Kill it block it (meaning: from ever running again without a tab open) or keep it alive

is the phone in your pocket and you don't see this message then by all means kill it put a little timer that presses the kill it button after x seconds Kill it (5..4..3..0)

Developer would do good by trying to avoid those bad UX message from ever popping up and use the waitUntil rightfully so

Or don't show this messages, just kill it when the user have closed all tabs (I think a service worker should have the same lifetime expectancies as a SharedWorker)
let us ask for permission using the Permission API. when there are good legitimitet reason for doing so with a context describing why a sites wants service worker to stay alive. We already require user interaction for permission request which is good so you can't prompt directly upon visit.

The idea with some lifetime budget is not that bad either. But I guess I would prefer a Permission request instead.

I almost think the hole backgroundFetch was unnecessary first and could have been avoided by other means if you only let us keep the service worker alive for longer.

This would be a battery drain and a privacy issue. Messages don't help while the phone is in the user's pocket.

Or don't show this messages, just kill it when the user have closed all tabs

That wouldn't be very 'background'.

We're not going to allow a service worker to run indefinitely.
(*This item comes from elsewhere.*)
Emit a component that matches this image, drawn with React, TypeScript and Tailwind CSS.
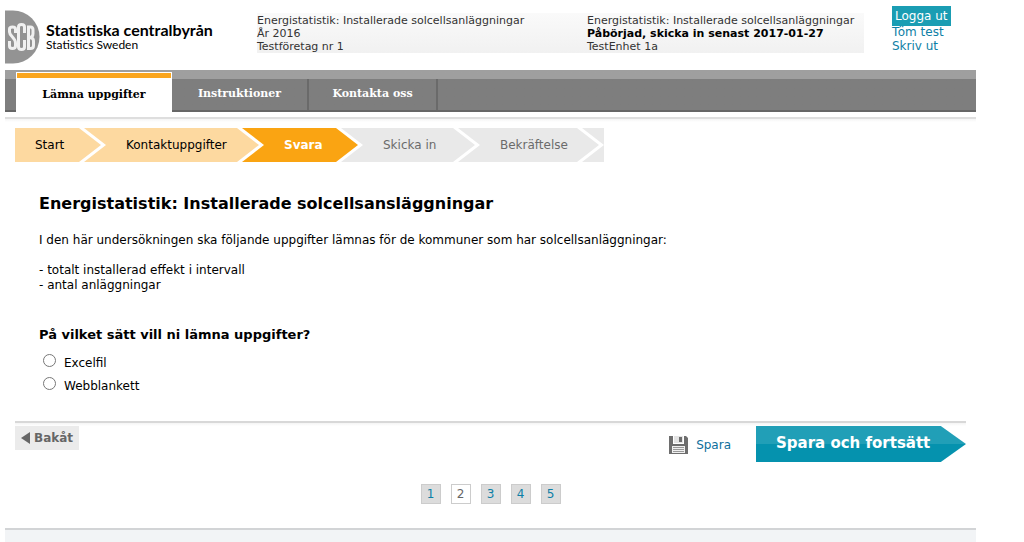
import React from 'react';

const tabs = [
    { label: 'Lämna uppgifter', active: true, width: 'w-[156px]' },
    { label: 'Instruktioner', active: false, width: 'w-[137px]' },
    { label: 'Kontakta oss', active: false, width: 'w-[129px]' }
];

const steps = [
    { label: 'Start', box: 'w-16 bg-[#fdd9a0] text-black', fill: '#fdd9a0', next: '#fdd9a0' },
    { label: 'Kontaktuppgifter', box: 'w-[131px] bg-[#fdd9a0] text-black', fill: '#fdd9a0', next: '#faa412' },
    { label: 'Svara', box: 'w-[72px] bg-[#faa412] text-white font-bold', fill: '#faa412', next: '#e9e9e9' },
    { label: 'Skicka in', box: 'w-[90px] bg-[#e9e9e9] text-[#6b6b6b]', fill: '#e9e9e9', next: '#e9e9e9' },
    { label: 'Bekräftelse', box: 'w-[97px] bg-[#e9e9e9] text-[#6b6b6b]', fill: '#e9e9e9', next: '#e9e9e9' }
];

const pages = [1, 2, 3, 4, 5];
const currentPage = 2;

const Logo = () => (
    <svg width="35" height="54" viewBox="0 0 35 54" className="shrink-0" aria-hidden="true">
        <path d="M0 0.5H8A26.5 26.5 0 0 1 8 53.5H0Z" fill="#939393" />
        <g fill="none" stroke="#f0f0f0" strokeWidth="3">
            <path d="M10.5 23V19Q10.5 17 7.5 17T4.5 19V22C4.5 26 10.5 28 10.5 33V36Q10.5 38.5 7.5 38.5T4.5 36V31" />
            <path d="M19.5 23V17Q19.5 14.5 16.5 14.5T13.5 17V37Q13.5 39.5 16.5 39.5T19.5 37V30" />
            <path d="M23.5 17V38.5H25.5Q28.5 38.5 28.5 35.5V31Q28.5 27.5 24 27.5Q28 27.5 28 23.5V20Q28 17 25.5 17Z" />
        </g>
    </svg>
);

const Chevron = ({ fill, next }: { fill: string; next: string }) => (
    <svg width="27" height="34" viewBox="0 0 27 34" className="shrink-0" aria-hidden="true">
        <rect width="27" height="34" fill={next} />
        <path d="M0 0H5L27 17L5 34H0Z" fill="#fff" />
        <path d="M0 0L22 17L0 34Z" fill={fill} />
    </svg>
);

const DiskIcon = () => (
    <svg width="19" height="18" viewBox="0 0 19 18" aria-hidden="true">
        <path d="M0 0H4V8H15V0H17L19 2V18H0Z" fill="#6e6e6e" />
        <path d="M5 0H14V7H5Z" fill="#e4e4e4" />
        <path d="M10 1H13V6H10Z" fill="#6e6e6e" />
        <path d="M3 10H16V17H3Z" fill="#efefef" />
        <path d="M4 11.5H15M4 13.5H15M4 15.5H15" stroke="#999" />
    </svg>
);

export default function App() {
    return (
        <div className="bg-white pl-[5px] pr-12 font-['DejaVu_Sans',sans-serif] text-xs text-black">
            <header className="flex h-[70px] items-start">
                <div className="flex w-[252px] shrink-0 pt-[10px]">
                    <Logo />
                    <div className="pl-[6px] pt-3 font-['Lato',sans-serif]">
                        <div className="text-base font-bold leading-4 whitespace-nowrap">Statistiska centralbyrån</div>
                        <div className="text-xs font-normal leading-[14px]">Statistics Sweden</div>
                    </div>
                </div>
                <div className="mt-[13px] flex w-[607px] shrink-0 bg-linear-to-b from-[#fafafa] to-[#f1f1f1] pt-px text-[11px] leading-[13px] text-[#333]">
                    <div className="w-[330px]">
                        <p>Energistatistik: Installerade solcellsanläggningar</p>
                        <p>År 2016</p>
                        <p>Testföretag nr 1</p>
                    </div>
                    <div className="whitespace-nowrap">
                        <p>Energistatistik: Installerade solcellsanläggningar</p>
                        <p className="font-bold text-black">Påbörjad, skicka in senast 2017-01-27</p>
                        <p>TestEnhet 1a</p>
                    </div>
                </div>
                <div className="flex flex-col items-start pl-7 pt-[6px] leading-[14px] text-[#0e7fa6]">
                    <button className="bg-[#1a9db3] px-[3px] py-[3px] text-white">Logga ut</button>
                    <a href="#tom" className="-mt-px">Töm test</a>
                    <a href="#skriv">Skriv ut</a>
                </div>
            </header>

            <nav className="flex h-[42px] border-b-2 border-[#666] bg-linear-to-b from-[#9f9f9f] from-[9px] to-[#7e7e7e] to-[9px] pl-[11px] font-['DejaVu_Serif',serif] text-[11px] leading-4 font-bold">
                {tabs.map((tab) =>
                    tab.active ? (
                        <a key={tab.label} href="#tab" className={`mt-[2px] -mb-[2px] flex flex-col bg-white px-px pt-px ${tab.width}`}>
                            <span className="h-[5px] bg-[#faa61f]"></span>
                            <span className="pt-[9px] text-center">{tab.label}</span>
                        </a>
                    ) : (
                        <a key={tab.label} href="#tab" className={`mt-[9px] border-r-2 border-[#6a6a6a] pt-[7px] text-center text-white ${tab.width}`}>
                            {tab.label}
                        </a>
                    )
                )}
            </nav>
            <div className="mt-[5px] h-[5px] border-t-2 border-[#dedede] bg-linear-to-b from-[#f4f4f4] to-white"></div>

            <main className="px-[10px] pt-[6px]">
                <ol className="flex leading-[34px]">
                    {steps.map((step) => (
                        <li key={step.label} className="flex">
                            <span className={`pl-5 ${step.box}`}>{step.label}</span>
                            <Chevron fill={step.fill} next={step.next} />
                        </li>
                    ))}
                </ol>

                <section className="pl-6">
                    <h1 className="pt-8 text-base font-bold leading-5">Energistatistik: Installerade solcellsansläggningar</h1>
                    <p className="pt-[19px] leading-[15px]">
                        I den här undersökningen ska följande uppgifter lämnas för de kommuner som har solcellsanläggningar:
                    </p>
                    <p className="pt-[15px] leading-[15px]">
                        - totalt installerad effekt i intervall
                        <br />- antal anläggningar
                    </p>
                    <fieldset className="pb-[27px]">
                        <legend className="pt-8 text-[13px] font-bold leading-5">På vilket sätt vill ni lämna uppgifter?</legend>
                        <div className="flex flex-col gap-[6px] pl-1 pt-[9px]">
                            {['Excelfil', 'Webblankett'].map((option) => (
                                <label key={option} className="flex items-start gap-2 leading-[15px]">
                                    <input
                                        type="radio"
                                        name="method"
                                        className="h-[13px] w-[13px] appearance-none rounded-full border border-[#777] bg-white checked:border-4"
                                    />
                                    <span className="pt-[2px]">{option}</span>
                                </label>
                            ))}
                        </div>
                    </fieldset>
                </section>

                <div className="h-[5px] border-t-2 border-[#d8d8d8] bg-linear-to-b from-[#f4f4f4] to-white"></div>
                <div className="flex items-start">
                    <button className="flex h-6 items-center gap-1 bg-[#ebebeb] px-[6px] font-bold text-[#666]">
                        <svg width="9" height="12" viewBox="0 0 9 12" aria-hidden="true">
                            <path d="M9 0V12L0 6Z" fill="#666" />
                        </svg>
                        Bakåt
                    </button>
                    <button className="ml-auto mt-[10px] flex items-center gap-2 pr-[25px] text-[#0e6f9c]">
                        <DiskIcon />
                        Spara
                    </button>
                    <button className="h-9 w-[210px] bg-linear-to-b from-[#219fb7] from-50% to-[#0592ae] to-50% pl-5 text-left text-[15px] font-bold text-white [clip-path:polygon(0_0,88%_0,100%_50%,88%_100%,0_100%)]">
                        Spara och fortsätt
                    </button>
                </div>
            </main>

            <div className="flex justify-center gap-[10px] pb-6 pt-[22px]">
                {pages.map((page) => (
                    <a
                        key={page}
                        href="#page"
                        className={`w-5 border border-[#ccc] text-center leading-[18px] ${page === currentPage ? 'bg-white text-[#666]' : 'bg-[#dcdcdc] text-[#0e7fa6]'}`}
                    >
                        {page}
                    </a>
                ))}
            </div>
            <footer className="h-[14px] border-t-2 border-[#d2d4d6] bg-[#f2f4f6]"></footer>
        </div>
    );
}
Features that require some form of persistence should be handed off to the OS somehow, with a way for the origin to collect the data later (like how background fetch works).

Closing this in favour of #1566 which covers how to spec expiry.

@jakearchibald I'm new to service workers, so I may be making some false assumptions, but it seems to me that being able to have the service worker live while tabs are open would be a huge step in the direction of simplifying web development with MPAs. I mean, sometimes you need to have some stuff that keeps running for as long as the page is open, like web sockets, and, currently, AFAIK that can only be accomplished with SPAs. So why not let service workers fill that gap? Web development is so much easier with MPAs.